Байрон наслаждался пищей, но буквально несколько мгновений спустя он и все его спутники ощутили «мучительную боль в животе» и «сильные рвотные позывы»[375]. Мука оказалась заражена. Измученные долгим плаванием и кораблекрушением, теперь моряки страдали еще и от пищевого отравления. Все это вместе с, казалось бы, непрекращающимися бурями лишало всякой надежды на выживание. Спустя столетие британский капитан, чей корабль проходил мимо этого сурового края, отметил, сколь неистово бушевала здесь стихия, назвав его землей, где «в человеке умирает душа»[376].

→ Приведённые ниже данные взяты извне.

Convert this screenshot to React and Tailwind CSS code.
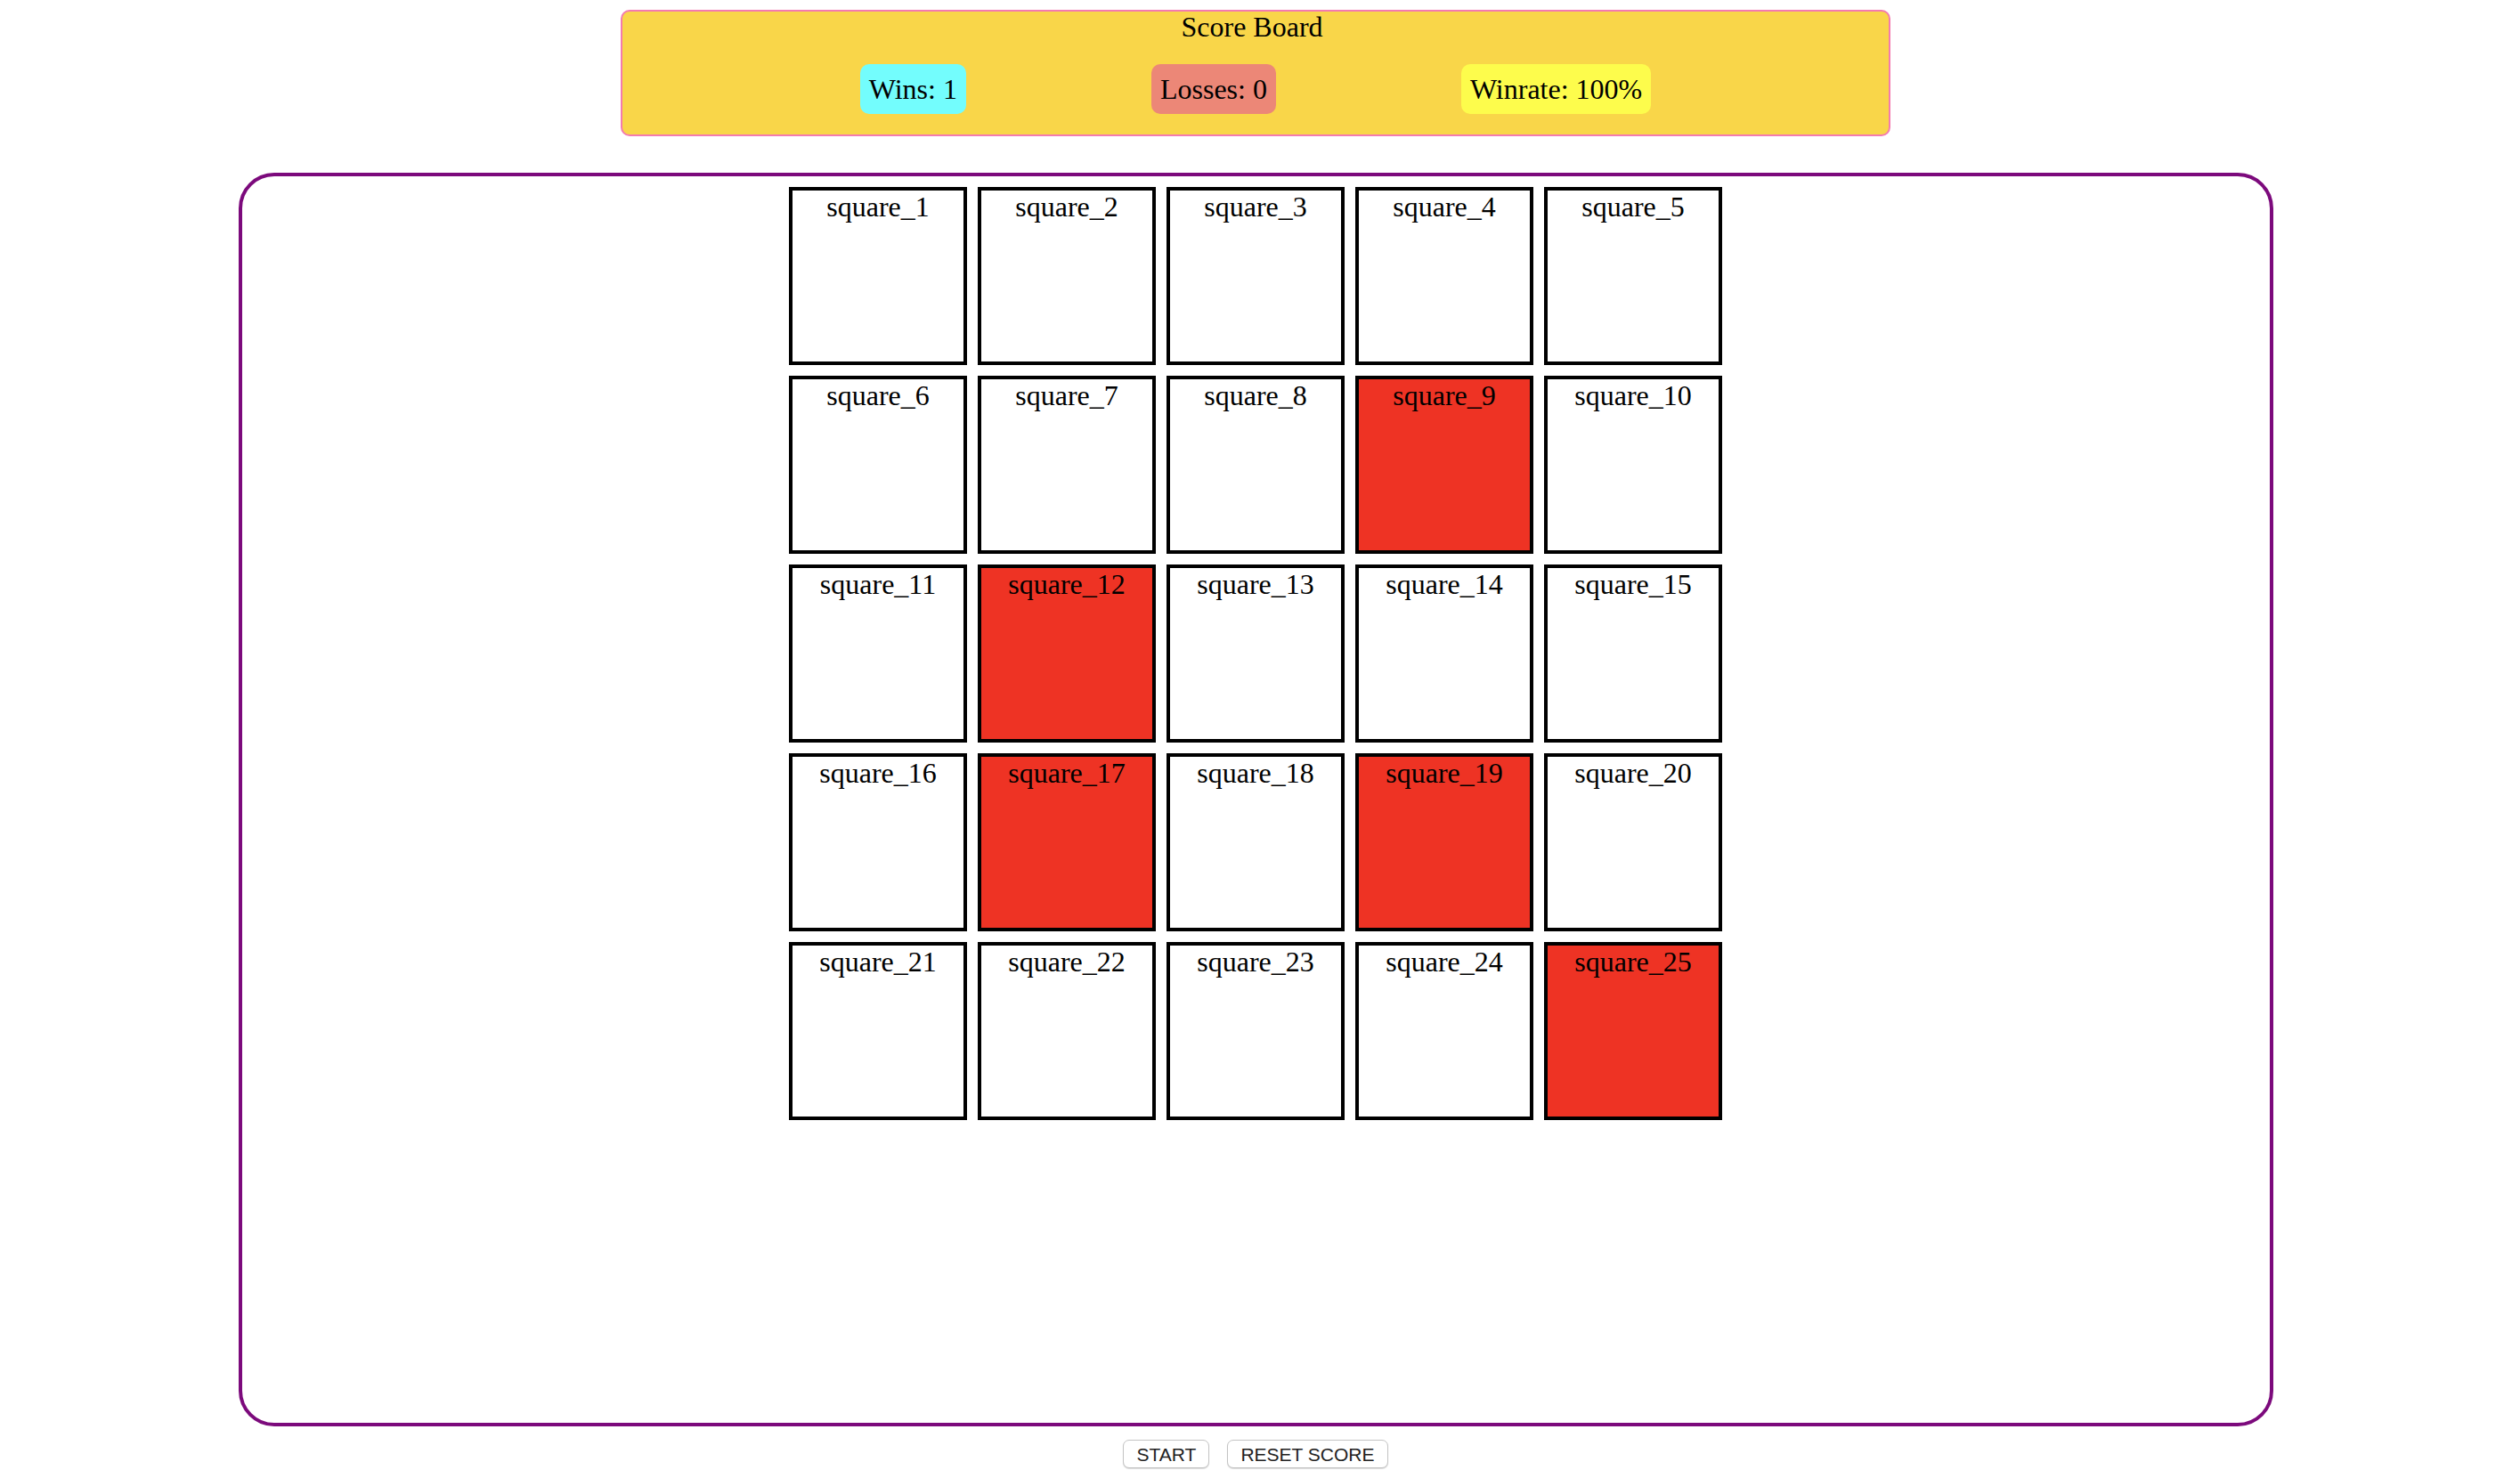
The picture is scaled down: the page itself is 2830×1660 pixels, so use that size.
import React from "react"

const red = [9, 12, 17, 19, 25]

function Square({ n }) {
  const lit = red.includes(n)
  return (
    <div
      className={`w-[200px] h-[200px] border-[4px] border-black text-center text-[32px] leading-[36px] text-black ${
        lit ? "bg-[#ee3324]" : "bg-white"
      }`}
    >
      square_{n}
    </div>
  )
}

export default function App() {
  const squares = Array.from({ length: 25 }, (_, i) => i + 1)

  return (
    <div
      className="w-[2820px] min-h-[1660px] bg-white flex flex-col items-center pt-[11px]"
      style={{ fontFamily: '"Liberation Serif", "Times New Roman", serif' }}
    >
      {/* score board */}
      <div className="w-[1426px] h-[142px] border-2 border-[#f37bb0] rounded-[10px] bg-[#f9d649] flex flex-col items-center">
        <div className="text-[32px] leading-[35px] text-black mr-[8px]">Score Board</div>
        <div className="flex justify-center gap-[208px] mt-[24px] text-[32px] leading-[36px] text-black">
          <span className="bg-[#73fdfd] rounded-[10px] p-[10px]">Wins: 1</span>
          <span className="bg-[#ec8777] rounded-[10px] p-[10px]">Losses: 0</span>
          <span className="bg-[#fdfc4c] rounded-[10px] p-[10px]">Winrate: 100%</span>
        </div>
      </div>

      {/* board */}
      <div className="mt-[41px] w-[2285px] h-[1408px] border-[4px] border-[#7c0a7c] rounded-[40px] flex justify-center pt-[12px]">
        <div className="grid grid-cols-5 gap-[12px] content-start">
          {squares.map((n) => (
            <Square key={n} n={n} />
          ))}
        </div>
      </div>

      <div
        className="flex gap-[20px] mt-[15px]"
        style={{ fontFamily: '"Liberation Sans", Arial, sans-serif' }}
      >
        <button className="h-[32px] px-[14px] bg-white border border-[#c4c4c4] rounded-[7px] text-[21px] text-[#222] shadow-[0_1px_1px_rgba(0,0,0,0.15)]">
          START
        </button>
        <button className="h-[32px] px-[14px] bg-white border border-[#c4c4c4] rounded-[7px] text-[21px] text-[#222] shadow-[0_1px_1px_rgba(0,0,0,0.15)]">
          RESET SCORE
        </button>
      </div>
    </div>
  )
}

Сколь голодна ни была команда «Вейджера», люди боялись уходить далеко от пляжа – их страхи подпитывали глубоко укоренившиеся предрассудки. «Твердо уверовав, что, уйдя, дикари притаились поблизости и только и ждут, когда мы разделимся, наши группы не совершали… никаких дальних вылазок»[377], – отметил Байрон. Потерпевшие кораблекрушение в основном жались на узкой прибрежной полосе и не решались исследовать болотистые луга и крутые холмы, поросшие изуродованными ветром деревьями. К юго-западу возвышалась небольшая гора, на севере и востоке виднелись пики пострашнее – один из них в шестьсот метров высотой, с плоской вершиной, над которой поднимался дым, как из курящегося вулкана. Моряки обшарили пляж в поисках мидий и улиток. На берег вынесло обломки: доски палубы, останки грот-мачты, цепной насос, орудийный лафет и колокол. Выбросило и несколько трупов, чей «отвратительный вид»[378] заставил Байрона отпрянуть. Впрочем, вскоре он продолжил поиски и обнаружил кое-что ценнее самого галеона – бочку с соленой говядиной.